Many legal scholars aren't buying the White House's framing either. Ilya Somin, a law professor at George Mason University and scholar at the libertarian Cato Institute, was blunt: "This is very obviously a war." The framers at the Constitutional Convention in 1787 deliberately changed Congress's power from "make war" to "declare war" -- specifically to let presidents respond to sudden attacks, not to let them launch sustained campaigns.

3. Many Moderates Flinched (Sens. Collins, Murkowski, Young)

Even the Republicans who said they wanted oversight voted no -- because opposing the president during an active operation felt like a step too far.

The most revealing votes were the Republican moderates who agonized but fell in line. Susan Collins, Lisa Murkowski, and Todd Young had all previously voted for restrictions on military action in Venezuela. This time, they voted no.

Todd Young, who sits on the Senate Intelligence Committee, articulated the tension most clearly. He called for "congressional oversight and hearings" to keep Americans informed about the operation. But he voted against the resolution anyway, arguing: "Danger will only grow if we limit the president's military options at this critical moment." He called Iran "a core threat" to US national security.
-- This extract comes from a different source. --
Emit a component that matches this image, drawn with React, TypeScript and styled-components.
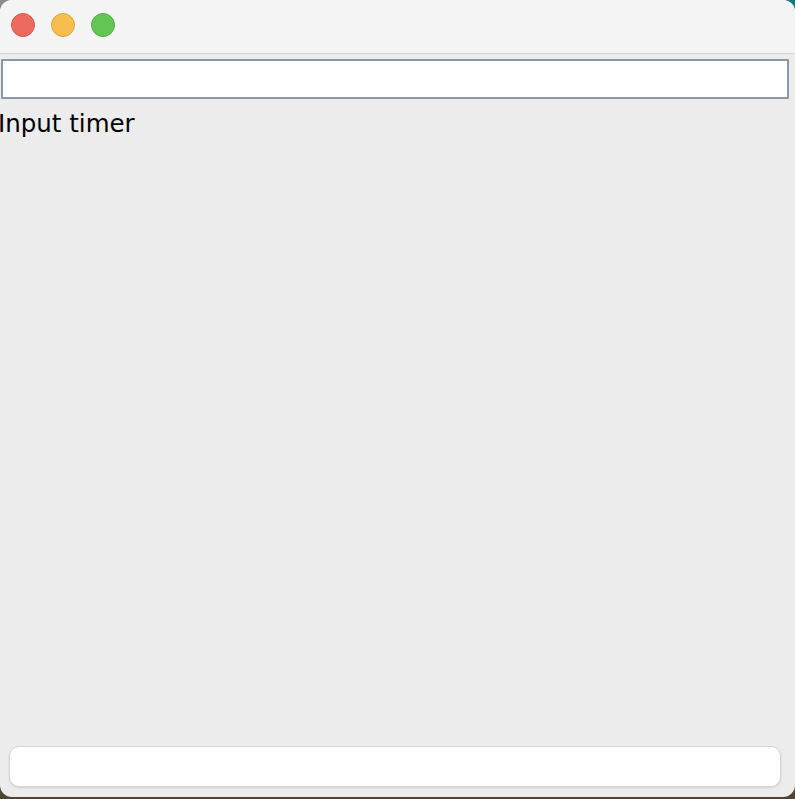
import React from "react";
import styled, { createGlobalStyle } from "styled-components";

const Global = createGlobalStyle`
  html, body { margin: 0; padding: 0; }
  body {
    width: 795px;
    height: 799px;
    overflow: hidden;
    background:
      linear-gradient(to bottom, transparent 0 50%, #4f4236 50% 100%),
      linear-gradient(to right, #8c8c8c 0%, #6f8890 50%, #1d7483 100%);
  }
`;

const Window = styled.div`
  width: 795px;
  height: 797px;
  border-radius: 12px;
  overflow: hidden;
  display: flex;
  flex-direction: column;
  background: #ececec;
  font-family: "DejaVu Sans", "Liberation Sans", sans-serif;
`;

const TitleBar = styled.div`
  flex: none;
  background: #f4f4f4;
  border-bottom: 1px solid #d3d3d3;
  display: flex;
  align-items: center;
  gap: 16px;
  padding: 0 0 4px 11px;
  box-sizing: border-box;
  height: 54px;
`;

const Light = styled.span<{ $fill: string; $edge: string }>`
  width: 24px;
  height: 24px;
  border-radius: 50%;
  box-sizing: border-box;
  background: ${(p) => p.$fill};
  border: 1px solid ${(p) => p.$edge};
`;

const Content = styled.div`
  flex: 1;
  display: flex;
  flex-direction: column;
  padding-top: 5px;
`;

const TextInput = styled.input`
  margin: 0 6px 0 1px;
  height: 40px;
  box-sizing: border-box;
  border: 2px solid #8b97a8;
  border-radius: 1px;
  background: #ffffff;
  outline: none;
  font-size: 16px;
`;

const Label = styled.div`
  margin: 10px 0 0 -2px;
  font-size: 24.5px;
  line-height: 30px;
  color: #000;
`;

const StatusBox = styled.div`
  margin: auto 14px 10px 9px;
  height: 41px;
  background: #ffffff;
  border: 1px solid #d6d6d6;
  border-radius: 10px;
  box-shadow: 0 1px 2px rgba(0, 0, 0, 0.12);
  box-sizing: border-box;
`;

export default function App() {
  return (
    <>
      <Global />
      <Window>
        <TitleBar>
          <Light $fill="#ee6a5f" $edge="#d9574c" />
          <Light $fill="#f6be4f" $edge="#dea53a" />
          <Light $fill="#62c554" $edge="#52ad45" />
        </TitleBar>
        <Content>
          <TextInput type="text" />
          <Label>Input timer</Label>
          <StatusBox />
        </Content>
      </Window>
    </>
  );
}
Murkowski tried to split the difference with words. "I don't want today's vote to be interpreted that I don't think that Congress has a role," she said. But her vote said otherwise. The pattern across all three moderates was the same: express concern, call for oversight, then vote to let the president continue. The War Powers Act has been on the books for 53 years, and Congress has never successfully used it to stop a president from fighting.

Where This Lands

The vote changes nothing operationally -- Trump didn't need congressional approval to continue, and he wasn't going to get it anyway. What it does is extend a decades-long precedent: when a president commits forces, Congress talks about its authority and then declines to exercise it. The 60-day War Powers clock is ticking, but with the eighth resolution already dead, it's hard to imagine the ninth will be different. The real audience for the vote wasn't the military, it was the record. So every senator is on paper for what they did, or didn't do, while the United States was at war with Iran -- assuming this is "war" in the first place.